Weeks 1–3: research, offers, and tracking

  • Confirm ICP segments and use-case categories
  • Select 3–5 priority topics based on search intent and buyer questions
  • Create 1 technical offer and 1 decision-stage offer (example: checklist + documentation pack)
  • Set up tracking for landing pages, downloads, and qualified meeting requests

Weeks 4–6: publish and convert

  • Publish a core guide and 2–3 supporting articles for topic clusters
  • Build matching landing pages and stage-appropriate CTAs
  • Launch outreach sequences to priority accounts with content-aligned offers
  • Prepare sales follow-up scripts with clear next steps

Weeks 7–10: expand channels and partnerships

  • Publish a case study or implementation playbook aligned to the chosen use case
  • Run a partner webinar or technical workshop
  • Update outbound lists using tender and project signals
  • Review call notes to refine messaging and qualification rules

Weeks 11–13: optimize and scale what works

  • Review which landing pages convert to technical consultations
  • Refine topic clusters based on engagement and sales feedback
  • Adjust outreach messaging based on reply quality and meeting outcomes
  • Plan the next content sprint using gaps in coverage

How to sustain growth beyond the first campaigns

Turn delivery expertise into repeatable assets

Infrastructure companies often have strong internal knowledge. A sustainable lead generation strategy can package this knowledge into guides, checklists, and implementation plans that reflect real delivery steps.

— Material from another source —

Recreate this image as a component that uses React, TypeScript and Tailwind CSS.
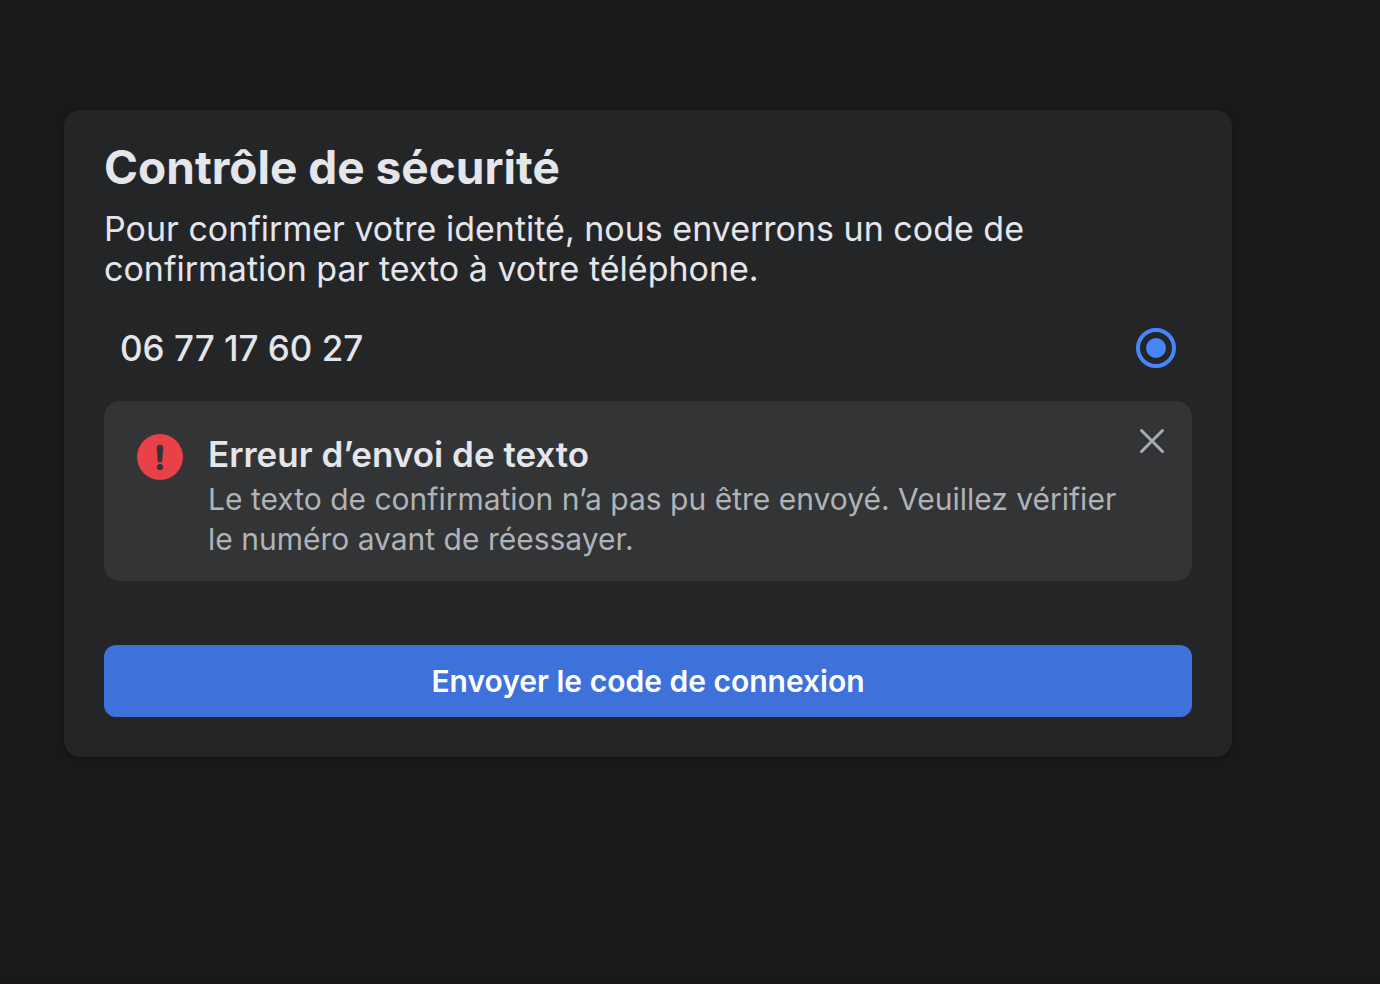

Keep alignment between marketing and delivery teams

Sales feedback can change what content needs to cover. Technical teams can also help ensure content matches engineering reality. Regular review sessions can keep messaging accurate.

Build a pipeline system, not a set of one-off tactics

Infrastructure lead generation works best when efforts connect across stages. Search content, conversion offers, outbound outreach, and sales follow-up should support the same buyer path.

With this structure, infrastructure lead generation can grow into a repeatable system for B2B growth, including both search demand and account-focused engagement.